Was any of this particularly bad or offensive? Not really. But it all reeks of missed opportunity. Laurie’s monologues are always an episode highlight. But what if her inner monologue works differently? That might have been interesting to explore. What if Tom’s outwardly optimistic reactions to any attention paid to him belie a barely-holding-it-together inner life? I could throw out another half-dozen examples, but you get the point. Ellie’s internal confession of loving her friends was such a delicious moment that it’s too bad the episode held that back as a sucker punch instead of making it the fifth or sixth new thing we learned about these characters. Referencing pop culture inside another piece of pop culture can work if it deepens our understanding of the latter through the filter of the former. Simply referencing The Breakfast Club doesn’t change how we think about the inhabitants of Cougar Town. It mostly just makes us constantly aware that we’re watching an episode of Cougar Town that’s paying homage to The Breakfast Club.

Again: That’s fine, and it probably delighted most of you more than it delighted me. Tomato, tomahto. It’s all good. But this could have been a GREAT episode that satisfied those that love metatheatrics AND the deeply emotional storytelling that Cougar Town does so well. All the ingredients were there. Occasionally, we got a taste of something complex, unexpected, and deeply satisfying. But mostly, we got simple fare served up without much fuss or inventiveness. It was enjoyable, but forgettable. That’s a recipe for a perfectly enjoyable half-hour of comedy, but not a recipe for something that lingers long after consumption. No one expects every episode of every show to be a classic. That’s unrealistic. But in deploying a classic such as The Breakfast Club, “The Criminal Mind” had a great chance to be much more than it settled for.  I doubt anyone involved with the making of this episode forgets the emotional core of that film.

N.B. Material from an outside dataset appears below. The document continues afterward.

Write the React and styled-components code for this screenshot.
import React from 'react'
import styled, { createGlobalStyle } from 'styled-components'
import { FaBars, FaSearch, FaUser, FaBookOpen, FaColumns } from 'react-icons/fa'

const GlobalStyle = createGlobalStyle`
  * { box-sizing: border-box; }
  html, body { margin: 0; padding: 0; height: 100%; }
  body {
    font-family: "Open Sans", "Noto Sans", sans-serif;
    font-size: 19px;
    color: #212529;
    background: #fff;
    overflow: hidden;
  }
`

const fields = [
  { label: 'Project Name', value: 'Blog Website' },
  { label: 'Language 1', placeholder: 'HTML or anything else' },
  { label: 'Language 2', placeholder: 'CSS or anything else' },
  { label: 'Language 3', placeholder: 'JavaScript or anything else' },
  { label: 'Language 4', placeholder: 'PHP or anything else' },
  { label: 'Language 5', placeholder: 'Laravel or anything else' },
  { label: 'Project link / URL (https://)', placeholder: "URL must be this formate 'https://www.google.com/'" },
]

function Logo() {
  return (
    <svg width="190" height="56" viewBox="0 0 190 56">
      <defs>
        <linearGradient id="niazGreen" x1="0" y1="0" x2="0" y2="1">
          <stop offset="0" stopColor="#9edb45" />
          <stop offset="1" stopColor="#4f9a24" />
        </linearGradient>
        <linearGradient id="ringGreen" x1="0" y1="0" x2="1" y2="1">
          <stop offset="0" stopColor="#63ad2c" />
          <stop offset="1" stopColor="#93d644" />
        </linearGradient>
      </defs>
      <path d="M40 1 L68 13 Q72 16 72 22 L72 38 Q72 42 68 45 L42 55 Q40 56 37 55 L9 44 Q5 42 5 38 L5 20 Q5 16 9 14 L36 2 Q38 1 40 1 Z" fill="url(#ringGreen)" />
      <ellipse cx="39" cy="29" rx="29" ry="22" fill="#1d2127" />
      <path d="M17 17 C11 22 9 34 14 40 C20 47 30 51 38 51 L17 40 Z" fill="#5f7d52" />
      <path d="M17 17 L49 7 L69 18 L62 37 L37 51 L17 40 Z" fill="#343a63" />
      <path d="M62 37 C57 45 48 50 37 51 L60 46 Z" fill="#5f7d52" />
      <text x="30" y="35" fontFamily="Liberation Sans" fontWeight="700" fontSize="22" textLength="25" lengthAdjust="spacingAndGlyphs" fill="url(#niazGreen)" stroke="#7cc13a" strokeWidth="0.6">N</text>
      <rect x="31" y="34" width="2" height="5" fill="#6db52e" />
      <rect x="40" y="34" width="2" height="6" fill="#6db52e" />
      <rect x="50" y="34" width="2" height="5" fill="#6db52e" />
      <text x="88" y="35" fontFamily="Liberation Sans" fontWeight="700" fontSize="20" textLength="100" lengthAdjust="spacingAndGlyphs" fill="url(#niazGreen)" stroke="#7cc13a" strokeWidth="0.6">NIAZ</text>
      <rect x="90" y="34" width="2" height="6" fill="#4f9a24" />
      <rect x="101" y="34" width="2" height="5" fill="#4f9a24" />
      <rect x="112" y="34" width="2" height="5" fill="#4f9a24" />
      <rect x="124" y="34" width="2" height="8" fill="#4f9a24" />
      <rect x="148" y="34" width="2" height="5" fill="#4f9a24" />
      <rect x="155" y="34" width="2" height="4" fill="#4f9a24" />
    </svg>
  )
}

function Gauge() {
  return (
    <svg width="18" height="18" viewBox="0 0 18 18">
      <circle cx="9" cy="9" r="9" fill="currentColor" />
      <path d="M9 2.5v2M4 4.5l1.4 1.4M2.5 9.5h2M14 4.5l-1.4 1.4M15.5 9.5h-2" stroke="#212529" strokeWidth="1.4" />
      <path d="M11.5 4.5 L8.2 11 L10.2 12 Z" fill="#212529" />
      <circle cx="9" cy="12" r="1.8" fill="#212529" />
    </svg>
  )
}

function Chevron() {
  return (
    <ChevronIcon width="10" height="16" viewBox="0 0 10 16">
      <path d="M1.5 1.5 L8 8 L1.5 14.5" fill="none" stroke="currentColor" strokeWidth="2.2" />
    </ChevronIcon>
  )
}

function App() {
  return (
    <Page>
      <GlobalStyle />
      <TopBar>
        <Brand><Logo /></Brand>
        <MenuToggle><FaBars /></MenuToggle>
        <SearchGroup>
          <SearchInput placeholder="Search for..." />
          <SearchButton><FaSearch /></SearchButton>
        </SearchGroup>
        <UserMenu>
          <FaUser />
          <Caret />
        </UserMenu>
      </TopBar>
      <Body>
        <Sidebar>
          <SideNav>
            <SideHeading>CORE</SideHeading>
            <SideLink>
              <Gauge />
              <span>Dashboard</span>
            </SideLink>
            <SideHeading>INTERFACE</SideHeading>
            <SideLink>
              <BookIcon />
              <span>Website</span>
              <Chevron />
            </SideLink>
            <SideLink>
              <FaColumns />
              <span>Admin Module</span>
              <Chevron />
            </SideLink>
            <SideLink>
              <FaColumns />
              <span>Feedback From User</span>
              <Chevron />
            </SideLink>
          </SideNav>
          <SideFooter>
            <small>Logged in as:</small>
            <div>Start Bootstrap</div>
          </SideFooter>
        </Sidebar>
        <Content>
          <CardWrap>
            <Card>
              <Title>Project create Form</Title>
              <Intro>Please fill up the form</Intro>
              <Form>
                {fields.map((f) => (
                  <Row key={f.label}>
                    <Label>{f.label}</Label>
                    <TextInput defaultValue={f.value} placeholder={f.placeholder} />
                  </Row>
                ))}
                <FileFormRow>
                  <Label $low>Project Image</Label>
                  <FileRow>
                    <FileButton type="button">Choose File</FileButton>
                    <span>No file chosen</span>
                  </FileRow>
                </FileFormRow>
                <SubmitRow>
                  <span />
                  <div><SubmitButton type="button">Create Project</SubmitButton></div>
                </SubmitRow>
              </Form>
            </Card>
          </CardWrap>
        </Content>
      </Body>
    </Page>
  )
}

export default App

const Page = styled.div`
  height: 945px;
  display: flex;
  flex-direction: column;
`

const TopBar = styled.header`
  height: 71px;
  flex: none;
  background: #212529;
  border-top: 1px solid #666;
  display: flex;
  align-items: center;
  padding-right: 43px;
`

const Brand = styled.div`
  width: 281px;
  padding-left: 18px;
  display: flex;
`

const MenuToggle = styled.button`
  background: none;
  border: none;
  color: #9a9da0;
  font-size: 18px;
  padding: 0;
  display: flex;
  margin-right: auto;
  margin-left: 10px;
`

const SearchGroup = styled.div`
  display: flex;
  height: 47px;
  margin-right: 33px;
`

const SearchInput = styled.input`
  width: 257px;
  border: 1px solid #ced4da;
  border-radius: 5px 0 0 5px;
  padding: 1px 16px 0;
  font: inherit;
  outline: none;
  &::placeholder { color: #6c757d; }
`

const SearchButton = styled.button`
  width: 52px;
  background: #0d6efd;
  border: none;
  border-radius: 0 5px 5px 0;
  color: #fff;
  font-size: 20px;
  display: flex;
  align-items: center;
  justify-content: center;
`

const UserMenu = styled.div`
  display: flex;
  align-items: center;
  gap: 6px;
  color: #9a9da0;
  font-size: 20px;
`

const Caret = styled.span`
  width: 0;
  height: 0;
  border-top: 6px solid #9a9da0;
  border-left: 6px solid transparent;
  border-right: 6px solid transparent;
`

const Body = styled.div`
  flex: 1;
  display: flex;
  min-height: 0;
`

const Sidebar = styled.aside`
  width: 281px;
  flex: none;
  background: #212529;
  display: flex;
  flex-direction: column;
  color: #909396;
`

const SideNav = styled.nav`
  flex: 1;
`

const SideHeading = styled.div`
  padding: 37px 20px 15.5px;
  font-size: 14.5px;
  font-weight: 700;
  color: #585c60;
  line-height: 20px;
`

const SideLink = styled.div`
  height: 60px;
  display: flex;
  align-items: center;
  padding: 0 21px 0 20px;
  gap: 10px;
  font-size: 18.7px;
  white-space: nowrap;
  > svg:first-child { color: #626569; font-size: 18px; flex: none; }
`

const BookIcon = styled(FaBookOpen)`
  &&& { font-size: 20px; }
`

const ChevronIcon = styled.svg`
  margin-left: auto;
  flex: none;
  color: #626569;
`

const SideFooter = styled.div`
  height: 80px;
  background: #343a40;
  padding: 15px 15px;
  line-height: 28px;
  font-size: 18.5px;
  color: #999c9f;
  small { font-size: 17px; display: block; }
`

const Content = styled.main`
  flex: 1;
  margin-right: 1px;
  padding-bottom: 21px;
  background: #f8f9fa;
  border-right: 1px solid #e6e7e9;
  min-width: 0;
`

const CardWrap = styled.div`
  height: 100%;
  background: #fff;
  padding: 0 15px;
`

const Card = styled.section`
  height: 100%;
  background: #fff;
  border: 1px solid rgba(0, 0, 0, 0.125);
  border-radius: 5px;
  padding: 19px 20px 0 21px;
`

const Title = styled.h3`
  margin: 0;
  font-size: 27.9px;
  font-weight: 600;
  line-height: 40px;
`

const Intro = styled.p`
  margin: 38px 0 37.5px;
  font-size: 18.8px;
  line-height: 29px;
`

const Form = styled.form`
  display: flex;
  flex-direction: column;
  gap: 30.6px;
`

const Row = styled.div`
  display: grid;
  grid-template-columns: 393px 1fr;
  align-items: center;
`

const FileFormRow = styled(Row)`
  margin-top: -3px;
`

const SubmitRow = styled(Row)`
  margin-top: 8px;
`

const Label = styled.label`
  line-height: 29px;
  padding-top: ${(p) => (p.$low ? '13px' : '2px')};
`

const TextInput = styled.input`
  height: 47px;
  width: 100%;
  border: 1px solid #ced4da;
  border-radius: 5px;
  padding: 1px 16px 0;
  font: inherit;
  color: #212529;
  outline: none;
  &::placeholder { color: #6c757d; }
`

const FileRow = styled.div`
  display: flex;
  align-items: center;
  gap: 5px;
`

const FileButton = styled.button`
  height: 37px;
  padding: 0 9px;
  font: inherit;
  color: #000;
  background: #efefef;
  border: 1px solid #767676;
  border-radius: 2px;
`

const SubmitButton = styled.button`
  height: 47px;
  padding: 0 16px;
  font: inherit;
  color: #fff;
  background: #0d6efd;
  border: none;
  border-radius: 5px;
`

I just wish more of that core made its way into “The Criminal Mind” itself.

Stray observations:

  • Tonight’s title card gag: “Welcome to Cougar Town. John Hughes is a God.”

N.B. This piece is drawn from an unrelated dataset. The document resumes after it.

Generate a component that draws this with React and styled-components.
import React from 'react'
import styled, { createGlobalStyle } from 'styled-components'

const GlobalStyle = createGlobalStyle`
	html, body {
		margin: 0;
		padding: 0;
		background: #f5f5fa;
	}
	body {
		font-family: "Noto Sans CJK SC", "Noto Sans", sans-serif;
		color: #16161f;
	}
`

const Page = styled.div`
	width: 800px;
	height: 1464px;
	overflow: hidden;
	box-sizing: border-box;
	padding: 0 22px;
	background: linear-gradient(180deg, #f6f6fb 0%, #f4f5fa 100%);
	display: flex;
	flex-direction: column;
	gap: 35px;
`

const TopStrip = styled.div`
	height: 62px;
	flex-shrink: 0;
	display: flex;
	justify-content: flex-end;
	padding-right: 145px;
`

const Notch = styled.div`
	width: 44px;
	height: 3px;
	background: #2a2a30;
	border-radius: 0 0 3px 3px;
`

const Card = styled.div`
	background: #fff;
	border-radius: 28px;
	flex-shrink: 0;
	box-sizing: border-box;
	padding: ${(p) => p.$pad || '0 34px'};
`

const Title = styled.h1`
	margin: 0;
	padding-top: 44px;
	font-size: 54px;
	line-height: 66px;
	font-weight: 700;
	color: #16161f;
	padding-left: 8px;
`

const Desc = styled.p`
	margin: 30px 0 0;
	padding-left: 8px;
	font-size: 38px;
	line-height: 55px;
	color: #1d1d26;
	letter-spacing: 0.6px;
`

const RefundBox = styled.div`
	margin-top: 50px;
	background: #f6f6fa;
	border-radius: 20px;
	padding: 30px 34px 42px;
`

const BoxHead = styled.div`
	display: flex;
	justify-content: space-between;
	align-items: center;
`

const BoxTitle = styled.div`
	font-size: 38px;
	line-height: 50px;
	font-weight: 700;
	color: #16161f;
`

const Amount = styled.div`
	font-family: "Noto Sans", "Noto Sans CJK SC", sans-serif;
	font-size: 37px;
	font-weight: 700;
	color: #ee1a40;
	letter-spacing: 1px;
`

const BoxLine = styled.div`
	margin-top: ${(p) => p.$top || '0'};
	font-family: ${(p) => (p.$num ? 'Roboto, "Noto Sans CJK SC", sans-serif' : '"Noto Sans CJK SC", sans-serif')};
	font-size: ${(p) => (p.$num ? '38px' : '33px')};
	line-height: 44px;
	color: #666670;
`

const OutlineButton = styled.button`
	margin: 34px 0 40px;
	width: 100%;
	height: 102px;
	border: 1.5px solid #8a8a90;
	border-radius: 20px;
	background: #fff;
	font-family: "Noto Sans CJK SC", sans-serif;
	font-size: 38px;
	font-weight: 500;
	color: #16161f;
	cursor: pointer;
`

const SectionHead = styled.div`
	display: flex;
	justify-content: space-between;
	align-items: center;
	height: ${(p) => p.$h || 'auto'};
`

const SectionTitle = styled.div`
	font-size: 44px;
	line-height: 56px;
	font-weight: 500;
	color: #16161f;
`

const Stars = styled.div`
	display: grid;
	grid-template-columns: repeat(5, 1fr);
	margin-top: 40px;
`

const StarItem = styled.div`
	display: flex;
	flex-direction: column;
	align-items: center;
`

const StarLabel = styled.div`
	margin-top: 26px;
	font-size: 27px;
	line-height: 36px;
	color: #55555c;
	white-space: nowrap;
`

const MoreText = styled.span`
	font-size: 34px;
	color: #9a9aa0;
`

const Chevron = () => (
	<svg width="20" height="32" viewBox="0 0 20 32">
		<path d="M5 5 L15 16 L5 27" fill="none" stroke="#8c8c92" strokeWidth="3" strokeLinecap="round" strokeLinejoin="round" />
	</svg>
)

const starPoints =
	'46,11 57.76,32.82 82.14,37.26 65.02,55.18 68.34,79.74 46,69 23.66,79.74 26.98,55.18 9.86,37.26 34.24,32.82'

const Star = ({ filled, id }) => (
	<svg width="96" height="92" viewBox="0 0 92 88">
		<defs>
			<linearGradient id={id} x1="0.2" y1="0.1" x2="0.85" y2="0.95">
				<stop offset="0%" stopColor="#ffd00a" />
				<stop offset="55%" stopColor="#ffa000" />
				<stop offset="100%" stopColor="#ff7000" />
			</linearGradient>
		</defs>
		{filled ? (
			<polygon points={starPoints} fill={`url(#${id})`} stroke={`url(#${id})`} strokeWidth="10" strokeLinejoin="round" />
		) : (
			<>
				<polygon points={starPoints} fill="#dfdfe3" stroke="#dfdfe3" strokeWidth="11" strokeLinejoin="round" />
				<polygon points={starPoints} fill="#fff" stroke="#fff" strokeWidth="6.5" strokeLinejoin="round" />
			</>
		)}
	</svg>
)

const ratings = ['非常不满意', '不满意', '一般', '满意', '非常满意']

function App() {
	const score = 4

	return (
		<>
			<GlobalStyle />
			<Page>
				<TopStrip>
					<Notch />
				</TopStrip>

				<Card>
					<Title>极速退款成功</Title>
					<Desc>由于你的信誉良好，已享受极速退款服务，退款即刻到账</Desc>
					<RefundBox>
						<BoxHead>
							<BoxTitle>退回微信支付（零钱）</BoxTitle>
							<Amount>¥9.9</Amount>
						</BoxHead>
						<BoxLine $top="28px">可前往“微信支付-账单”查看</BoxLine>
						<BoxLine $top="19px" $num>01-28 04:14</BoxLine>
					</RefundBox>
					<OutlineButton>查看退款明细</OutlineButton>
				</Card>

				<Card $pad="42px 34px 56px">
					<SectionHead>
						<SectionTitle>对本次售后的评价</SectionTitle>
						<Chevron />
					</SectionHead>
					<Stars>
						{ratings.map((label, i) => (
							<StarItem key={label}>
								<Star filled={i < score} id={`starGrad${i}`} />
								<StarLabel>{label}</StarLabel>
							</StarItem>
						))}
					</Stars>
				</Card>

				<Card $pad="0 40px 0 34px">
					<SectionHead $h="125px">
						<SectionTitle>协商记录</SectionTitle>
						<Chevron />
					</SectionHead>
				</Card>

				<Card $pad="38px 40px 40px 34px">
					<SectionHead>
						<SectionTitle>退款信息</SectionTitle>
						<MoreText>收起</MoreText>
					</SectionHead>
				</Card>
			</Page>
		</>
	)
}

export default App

  • Laurie was waterboarded at 14 years old. Because…sure!
  • I’d feel bad about some of the reviews I’ve written this season, but if the writers hate sites like this as much as they apparently hate Yelp, I doubt they’ve noticed anyways.
  • “It’s like staring into two tiny pools of judgment.” Tom got in a lot of good lines at the expense of Grayson’s awkward demeanor tonight.
  • “You want me to be quiet and stealthy. No one will know I’m taking my baby!” Jules is apparently describing what her Lifetime Movie Of The Week would depict.
  • Ellie and Grayson have always had a “Boy, they probably think about the other more than occasionally while having sex with their respective spouses” vibe, but now we all know if Jules dies in the season finale, Andy will be saying “Come on!” when the divorce papers come.
  • This week’s new vocabulary word: “sympotence”. Who knew that condition was as contagious as yawning?
  • The Cul-de-Sac version of The Breakfast Club: “A goodie two-shoes, a freeloader, a handsome dick, a firestarter, and a criminal.”